§ SET EXERCISE: Your task is to output the listing word for word, with pictures excluded.

/---

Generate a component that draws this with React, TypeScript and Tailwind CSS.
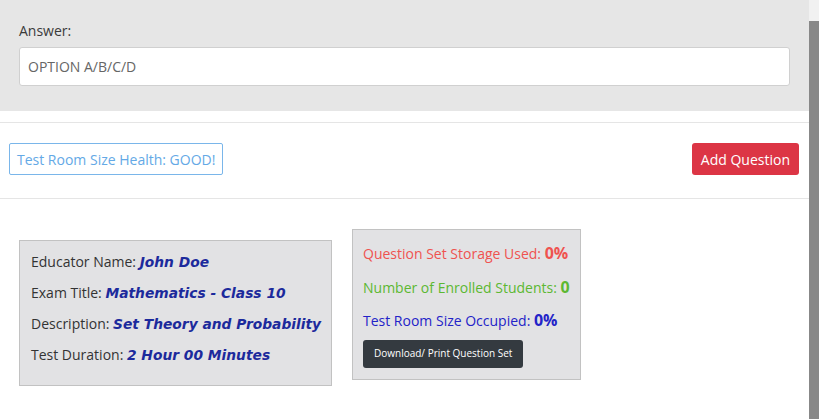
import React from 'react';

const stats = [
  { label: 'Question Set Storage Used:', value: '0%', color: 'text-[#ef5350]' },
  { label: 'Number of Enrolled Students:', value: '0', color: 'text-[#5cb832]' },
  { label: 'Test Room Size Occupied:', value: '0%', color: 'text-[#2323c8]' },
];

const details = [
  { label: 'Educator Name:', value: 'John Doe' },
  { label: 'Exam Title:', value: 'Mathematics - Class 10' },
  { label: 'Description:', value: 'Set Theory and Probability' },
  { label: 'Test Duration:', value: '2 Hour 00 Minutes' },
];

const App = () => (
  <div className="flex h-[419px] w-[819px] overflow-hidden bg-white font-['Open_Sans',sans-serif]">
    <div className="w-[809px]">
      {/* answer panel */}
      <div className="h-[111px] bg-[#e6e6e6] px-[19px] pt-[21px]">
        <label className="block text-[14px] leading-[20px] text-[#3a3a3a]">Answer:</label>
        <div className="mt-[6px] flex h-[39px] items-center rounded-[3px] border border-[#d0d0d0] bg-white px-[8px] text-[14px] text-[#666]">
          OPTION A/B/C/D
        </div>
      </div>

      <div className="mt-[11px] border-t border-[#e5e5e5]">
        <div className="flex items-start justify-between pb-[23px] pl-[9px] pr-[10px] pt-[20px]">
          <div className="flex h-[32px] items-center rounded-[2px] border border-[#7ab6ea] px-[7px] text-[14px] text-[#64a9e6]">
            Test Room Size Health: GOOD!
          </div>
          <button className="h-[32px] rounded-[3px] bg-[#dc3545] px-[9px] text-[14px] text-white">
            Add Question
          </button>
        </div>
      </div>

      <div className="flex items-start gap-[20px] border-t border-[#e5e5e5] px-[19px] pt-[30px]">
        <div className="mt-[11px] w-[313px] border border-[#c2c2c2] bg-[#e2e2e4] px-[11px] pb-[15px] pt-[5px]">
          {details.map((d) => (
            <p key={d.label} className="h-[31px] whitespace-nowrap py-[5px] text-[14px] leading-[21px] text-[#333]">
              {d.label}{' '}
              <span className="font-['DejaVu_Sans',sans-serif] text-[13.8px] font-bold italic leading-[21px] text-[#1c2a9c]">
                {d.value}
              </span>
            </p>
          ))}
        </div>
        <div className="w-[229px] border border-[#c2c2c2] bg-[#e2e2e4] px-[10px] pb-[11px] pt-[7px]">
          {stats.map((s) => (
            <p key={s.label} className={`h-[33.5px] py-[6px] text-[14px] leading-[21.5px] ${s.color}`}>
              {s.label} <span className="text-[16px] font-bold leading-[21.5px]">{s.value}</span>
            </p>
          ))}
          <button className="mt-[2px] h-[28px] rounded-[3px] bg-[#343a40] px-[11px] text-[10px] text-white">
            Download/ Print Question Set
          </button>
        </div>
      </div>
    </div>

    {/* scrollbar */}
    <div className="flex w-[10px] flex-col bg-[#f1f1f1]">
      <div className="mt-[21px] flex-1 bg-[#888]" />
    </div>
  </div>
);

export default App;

\---

§ EXERCISE SOLUTION:
Generate a component that draws this with React, TypeScript and Tailwind CSS.
import React from 'react';

const stats = [
  { label: 'Question Set Storage Used:', value: '0%', color: 'text-[#ef5350]' },
  { label: 'Number of Enrolled Students:', value: '0', color: 'text-[#5cb832]' },
  { label: 'Test Room Size Occupied:', value: '0%', color: 'text-[#2323c8]' },
];

const details = [
  { label: 'Educator Name:', value: 'John Doe' },
  { label: 'Exam Title:', value: 'Mathematics - Class 10' },
  { label: 'Description:', value: 'Set Theory and Probability' },
  { label: 'Test Duration:', value: '2 Hour 00 Minutes' },
];

const App = () => (
  <div className="flex h-[419px] w-[819px] overflow-hidden bg-white font-['Open_Sans',sans-serif]">
    <div className="w-[809px]">
      {/* answer panel */}
      <div className="h-[111px] bg-[#e6e6e6] px-[19px] pt-[21px]">
        <label className="block text-[14px] leading-[20px] text-[#3a3a3a]">Answer:</label>
        <div className="mt-[6px] flex h-[39px] items-center rounded-[3px] border border-[#d0d0d0] bg-white px-[8px] text-[14px] text-[#666]">
          OPTION A/B/C/D
        </div>
      </div>

      <div className="mt-[11px] border-t border-[#e5e5e5]">
        <div className="flex items-start justify-between pb-[23px] pl-[9px] pr-[10px] pt-[20px]">
          <div className="flex h-[32px] items-center rounded-[2px] border border-[#7ab6ea] px-[7px] text-[14px] text-[#64a9e6]">
            Test Room Size Health: GOOD!
          </div>
          <button className="h-[32px] rounded-[3px] bg-[#dc3545] px-[9px] text-[14px] text-white">
            Add Question
          </button>
        </div>
      </div>

      <div className="flex items-start gap-[20px] border-t border-[#e5e5e5] px-[19px] pt-[30px]">
        <div className="mt-[11px] w-[313px] border border-[#c2c2c2] bg-[#e2e2e4] px-[11px] pb-[15px] pt-[5px]">
          {details.map((d) => (
            <p key={d.label} className="h-[31px] whitespace-nowrap py-[5px] text-[14px] leading-[21px] text-[#333]">
              {d.label}{' '}
              <span className="font-['DejaVu_Sans',sans-serif] text-[13.8px] font-bold italic leading-[21px] text-[#1c2a9c]">
                {d.value}
              </span>
            </p>
          ))}
        </div>
        <div className="w-[229px] border border-[#c2c2c2] bg-[#e2e2e4] px-[10px] pb-[11px] pt-[7px]">
          {stats.map((s) => (
            <p key={s.label} className={`h-[33.5px] py-[6px] text-[14px] leading-[21.5px] ${s.color}`}>
              {s.label} <span className="text-[16px] font-bold leading-[21.5px]">{s.value}</span>
            </p>
          ))}
          <button className="mt-[2px] h-[28px] rounded-[3px] bg-[#343a40] px-[11px] text-[10px] text-white">
            Download/ Print Question Set
          </button>
        </div>
      </div>
    </div>

    {/* scrollbar */}
    <div className="flex w-[10px] flex-col bg-[#f1f1f1]">
      <div className="mt-[21px] flex-1 bg-[#888]" />
    </div>
  </div>
);

export default App;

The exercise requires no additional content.